§ THE TASK: All lines below must be repeated exactly, with the pictures omitted.

§ COLLECTED MATERIAL:
▶

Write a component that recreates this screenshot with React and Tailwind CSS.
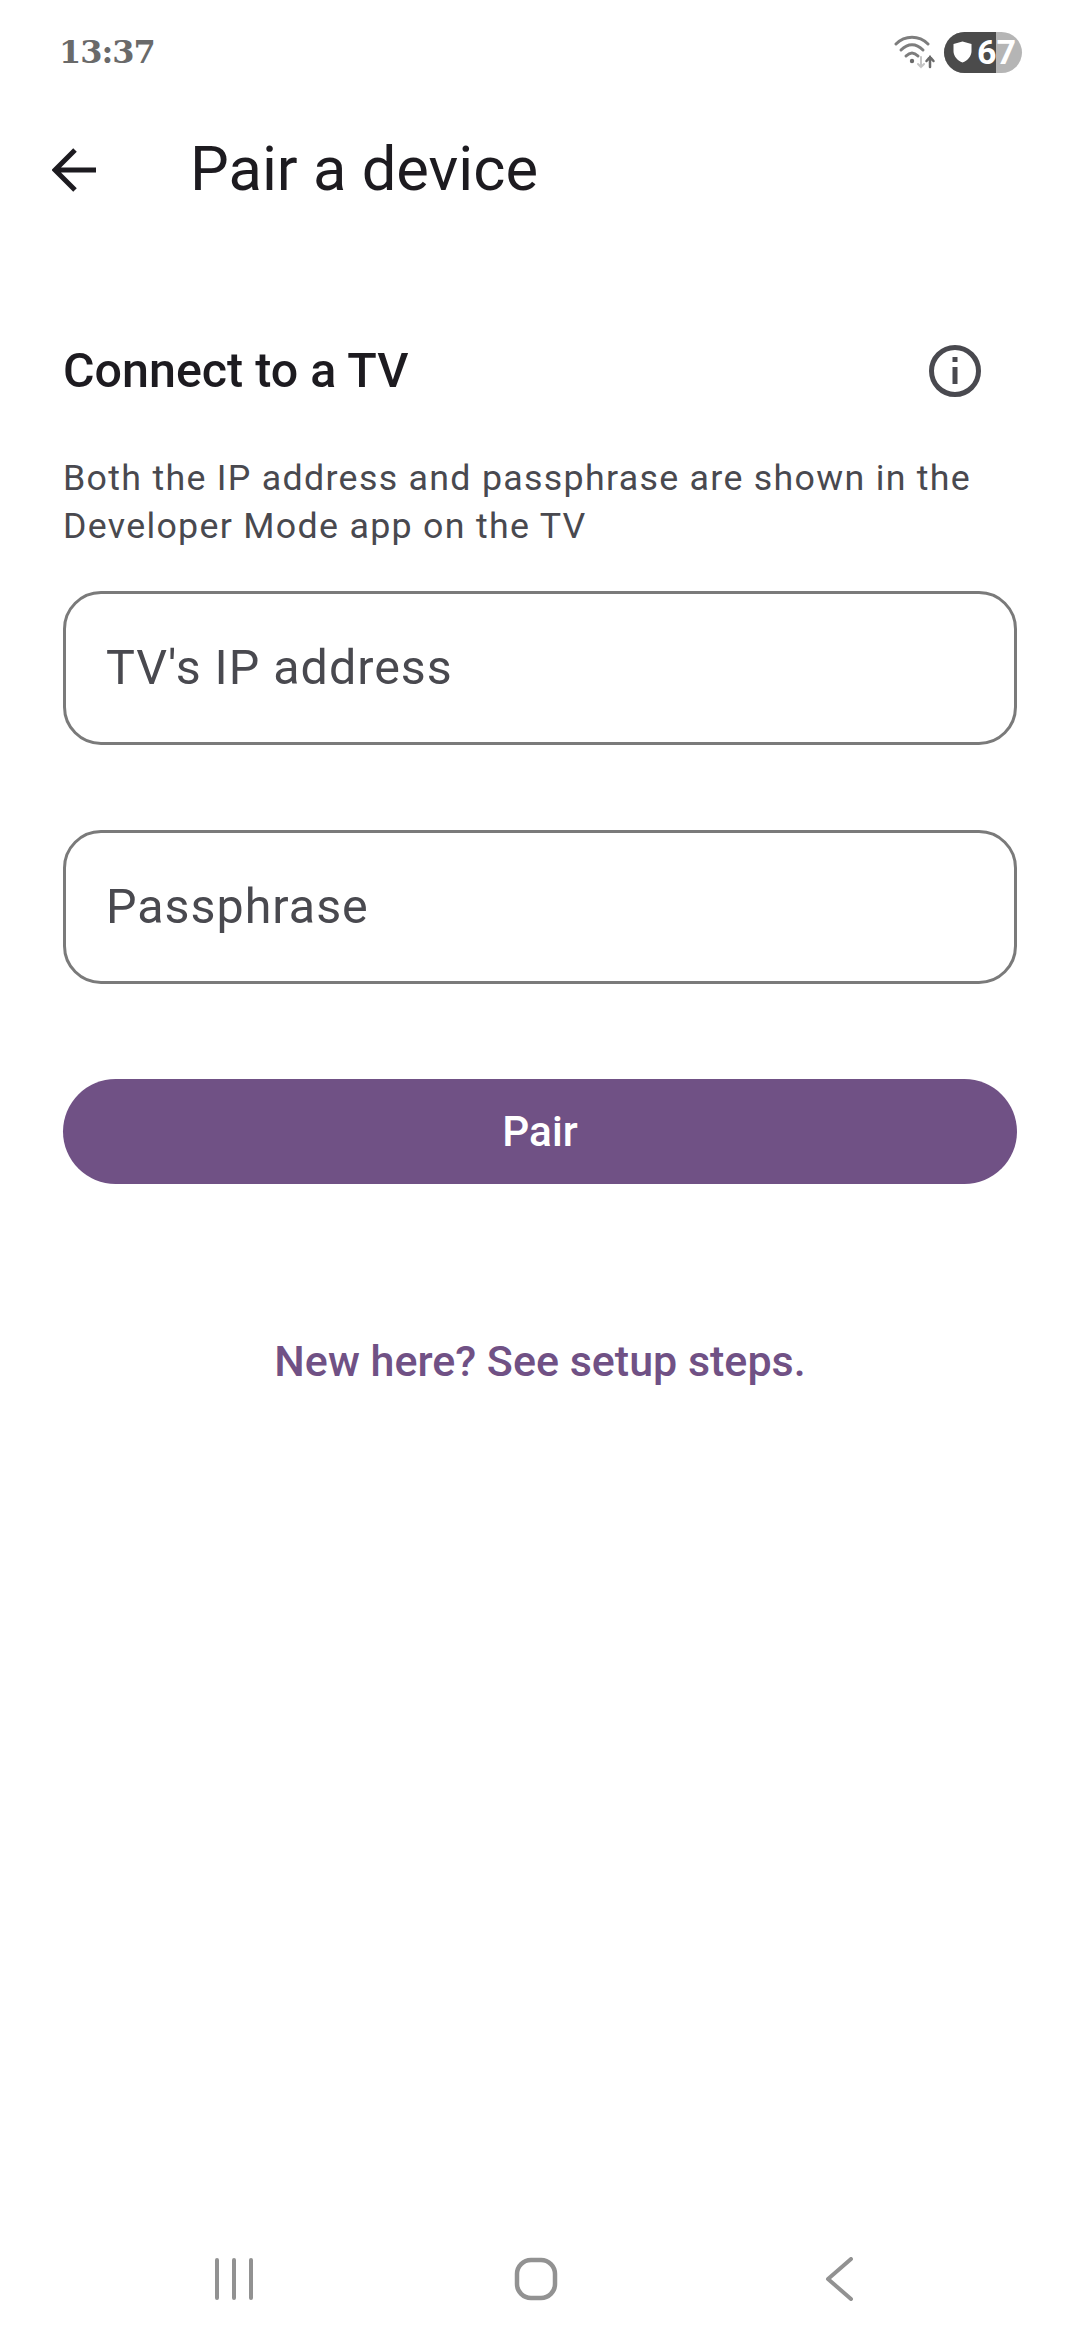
import React from "react";

const StatusBar = () => (
  <div className="flex items-center justify-between h-[104px] pl-[59px] pr-[58px]">
    <span className="text-[32px] leading-none font-bold text-[#6a6a6a] tracking-[-1px] font-['DejaVu_Serif',serif]">13:37</span>
    <div className="flex items-center gap-[6px]">
      <svg width="44" height="36" viewBox="0 0 44 36" fill="none" strokeLinecap="round">
        <path d="M2 10 C11 1 25 1 34 10" stroke="#7d7d7d" strokeWidth="3" />
        <path d="M7 16 C14 9 22 9 29 16" stroke="#7d7d7d" strokeWidth="3" />
        <path d="M12 22 C16 18 20 18 24 22" stroke="#7d7d7d" strokeWidth="3" />
        <circle cx="18" cy="27" r="2.2" fill="#6a6a6a" />
        <path d="M27 23 V33 M24 30 L27 33 L30 30" stroke="#c4c4c4" strokeWidth="2" />
        <path d="M36 33 V23 M32.500 27 L36 23 L39.500 27" stroke="#6a6a6a" strokeWidth="2.500" />
      </svg>
      <div className="relative flex items-center w-[78px] h-[41px] rounded-full overflow-hidden bg-[#b5b5b5]">
        <div className="absolute left-0 top-0 bottom-0 w-[52px] bg-[#4b4b4b]" />
        <svg className="relative ml-[9px]" width="19" height="22" viewBox="0 0 19 22">
          <path d="M9.500 0.500 L18.500 3 V10 C18.500 15.500 14.500 19.500 9.500 21.500 C4.500 19.500 0.500 15.500 0.500 10 V3 Z" fill="#fff" />
        </svg>
        <span className="relative ml-[5px] text-[34px] leading-none font-bold text-white font-['Roboto',sans-serif]">67</span>
      </div>
    </div>
  </div>
);

const Field = ({ label }) => (
  <div className="flex items-center h-[154px] px-[40px] rounded-[38px] border-[3px] border-[#7a7a7a] text-[48.400px] tracking-[1px] text-[#49494f]">
    {label}
  </div>
);

export default function App() {
  return (
    <div className="flex flex-col w-[1080px] h-[2340px] bg-white font-['Roboto',sans-serif]">
      <StatusBar />

      <div className="flex items-center h-[132px] pl-[52px]">
        <svg width="44" height="44" viewBox="0 0 44 44" fill="none" stroke="#1d1b20" strokeWidth="5">
          <path d="M44 22 H3 M23 2 L3 22 L23 42" />
        </svg>
        <h1 className="ml-[94px] text-[61.500px] leading-none text-[#1d1b20]">Pair a device</h1>
      </div>

      <div className="flex flex-col px-[63px] pt-[75px]">
        <div className="flex items-center justify-between h-[120px] pr-[36px]">
          <h2 className="text-[48.400px] font-medium leading-none text-[#1d1b20]">Connect to a TV</h2>
          <svg width="52" height="52" viewBox="0 0 52 52" fill="none">
            <circle cx="26" cy="26" r="23.500" stroke="#49494f" strokeWidth="5" />
            <rect x="23.500" y="12" width="5" height="5" fill="#49494f" />
            <rect x="23.500" y="22" width="5" height="17" fill="#49494f" />
          </svg>
        </div>
        <p className="mt-[24px] text-[35.750px] leading-[47.500px] tracking-[1.300px] text-[#49494f]">
          Both the IP address and passphrase are shown in the Developer Mode app on the TV
        </p>
        <div className="flex flex-col gap-[85px] mt-[41px]">
          <Field label="TV's IP address" />
          <Field label="Passphrase" />
        </div>
        <button className="h-[105px] mt-[95px] rounded-full bg-[#705185] text-[42.350px] font-medium text-white">Pair</button>
        <p className="mt-[145px] text-center text-[43px] font-medium text-[#705185]">New here? See setup steps.</p>
      </div>

      <div className="mt-auto mb-[16px] flex items-center h-[90px] pl-[215px]">
        <svg width="44" height="44" viewBox="0 0 44 44" stroke="#929292" strokeWidth="4" strokeLinecap="round">
          <path d="M2 3 V41 M19 3 V41 M36 3 V41" />
        </svg>
        <svg className="ml-[255px]" width="44" height="44" viewBox="0 0 44 44" fill="none" stroke="#929292" strokeWidth="4.500">
          <rect x="3" y="3" width="38" height="38" rx="14" />
        </svg>
        <svg className="ml-[266px]" width="30" height="44" viewBox="0 0 30 44" fill="none" stroke="#929292" strokeWidth="4" strokeLinecap="round" strokeLinejoin="round">
          <path d="M27 2 L4 22 L27 42" />
        </svg>
      </div>
    </div>
  );
}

◀

§ EXPECTED ANSWER:
Write a component that recreates this screenshot with React and Tailwind CSS.
import React from "react";

const StatusBar = () => (
  <div className="flex items-center justify-between h-[104px] pl-[59px] pr-[58px]">
    <span className="text-[32px] leading-none font-bold text-[#6a6a6a] tracking-[-1px] font-['DejaVu_Serif',serif]">13:37</span>
    <div className="flex items-center gap-[6px]">
      <svg width="44" height="36" viewBox="0 0 44 36" fill="none" strokeLinecap="round">
        <path d="M2 10 C11 1 25 1 34 10" stroke="#7d7d7d" strokeWidth="3" />
        <path d="M7 16 C14 9 22 9 29 16" stroke="#7d7d7d" strokeWidth="3" />
        <path d="M12 22 C16 18 20 18 24 22" stroke="#7d7d7d" strokeWidth="3" />
        <circle cx="18" cy="27" r="2.2" fill="#6a6a6a" />
        <path d="M27 23 V33 M24 30 L27 33 L30 30" stroke="#c4c4c4" strokeWidth="2" />
        <path d="M36 33 V23 M32.500 27 L36 23 L39.500 27" stroke="#6a6a6a" strokeWidth="2.500" />
      </svg>
      <div className="relative flex items-center w-[78px] h-[41px] rounded-full overflow-hidden bg-[#b5b5b5]">
        <div className="absolute left-0 top-0 bottom-0 w-[52px] bg-[#4b4b4b]" />
        <svg className="relative ml-[9px]" width="19" height="22" viewBox="0 0 19 22">
          <path d="M9.500 0.500 L18.500 3 V10 C18.500 15.500 14.500 19.500 9.500 21.500 C4.500 19.500 0.500 15.500 0.500 10 V3 Z" fill="#fff" />
        </svg>
        <span className="relative ml-[5px] text-[34px] leading-none font-bold text-white font-['Roboto',sans-serif]">67</span>
      </div>
    </div>
  </div>
);

const Field = ({ label }) => (
  <div className="flex items-center h-[154px] px-[40px] rounded-[38px] border-[3px] border-[#7a7a7a] text-[48.400px] tracking-[1px] text-[#49494f]">
    {label}
  </div>
);

export default function App() {
  return (
    <div className="flex flex-col w-[1080px] h-[2340px] bg-white font-['Roboto',sans-serif]">
      <StatusBar />

      <div className="flex items-center h-[132px] pl-[52px]">
        <svg width="44" height="44" viewBox="0 0 44 44" fill="none" stroke="#1d1b20" strokeWidth="5">
          <path d="M44 22 H3 M23 2 L3 22 L23 42" />
        </svg>
        <h1 className="ml-[94px] text-[61.500px] leading-none text-[#1d1b20]">Pair a device</h1>
      </div>

      <div className="flex flex-col px-[63px] pt-[75px]">
        <div className="flex items-center justify-between h-[120px] pr-[36px]">
          <h2 className="text-[48.400px] font-medium leading-none text-[#1d1b20]">Connect to a TV</h2>
          <svg width="52" height="52" viewBox="0 0 52 52" fill="none">
            <circle cx="26" cy="26" r="23.500" stroke="#49494f" strokeWidth="5" />
            <rect x="23.500" y="12" width="5" height="5" fill="#49494f" />
            <rect x="23.500" y="22" width="5" height="17" fill="#49494f" />
          </svg>
        </div>
        <p className="mt-[24px] text-[35.750px] leading-[47.500px] tracking-[1.300px] text-[#49494f]">
          Both the IP address and passphrase are shown in the Developer Mode app on the TV
        </p>
        <div className="flex flex-col gap-[85px] mt-[41px]">
          <Field label="TV's IP address" />
          <Field label="Passphrase" />
        </div>
        <button className="h-[105px] mt-[95px] rounded-full bg-[#705185] text-[42.350px] font-medium text-white">Pair</button>
        <p className="mt-[145px] text-center text-[43px] font-medium text-[#705185]">New here? See setup steps.</p>
      </div>

      <div className="mt-auto mb-[16px] flex items-center h-[90px] pl-[215px]">
        <svg width="44" height="44" viewBox="0 0 44 44" stroke="#929292" strokeWidth="4" strokeLinecap="round">
          <path d="M2 3 V41 M19 3 V41 M36 3 V41" />
        </svg>
        <svg className="ml-[255px]" width="44" height="44" viewBox="0 0 44 44" fill="none" stroke="#929292" strokeWidth="4.500">
          <rect x="3" y="3" width="38" height="38" rx="14" />
        </svg>
        <svg className="ml-[266px]" width="30" height="44" viewBox="0 0 30 44" fill="none" stroke="#929292" strokeWidth="4" strokeLinecap="round" strokeLinejoin="round">
          <path d="M27 2 L4 22 L27 42" />
        </svg>
      </div>
    </div>
  );
}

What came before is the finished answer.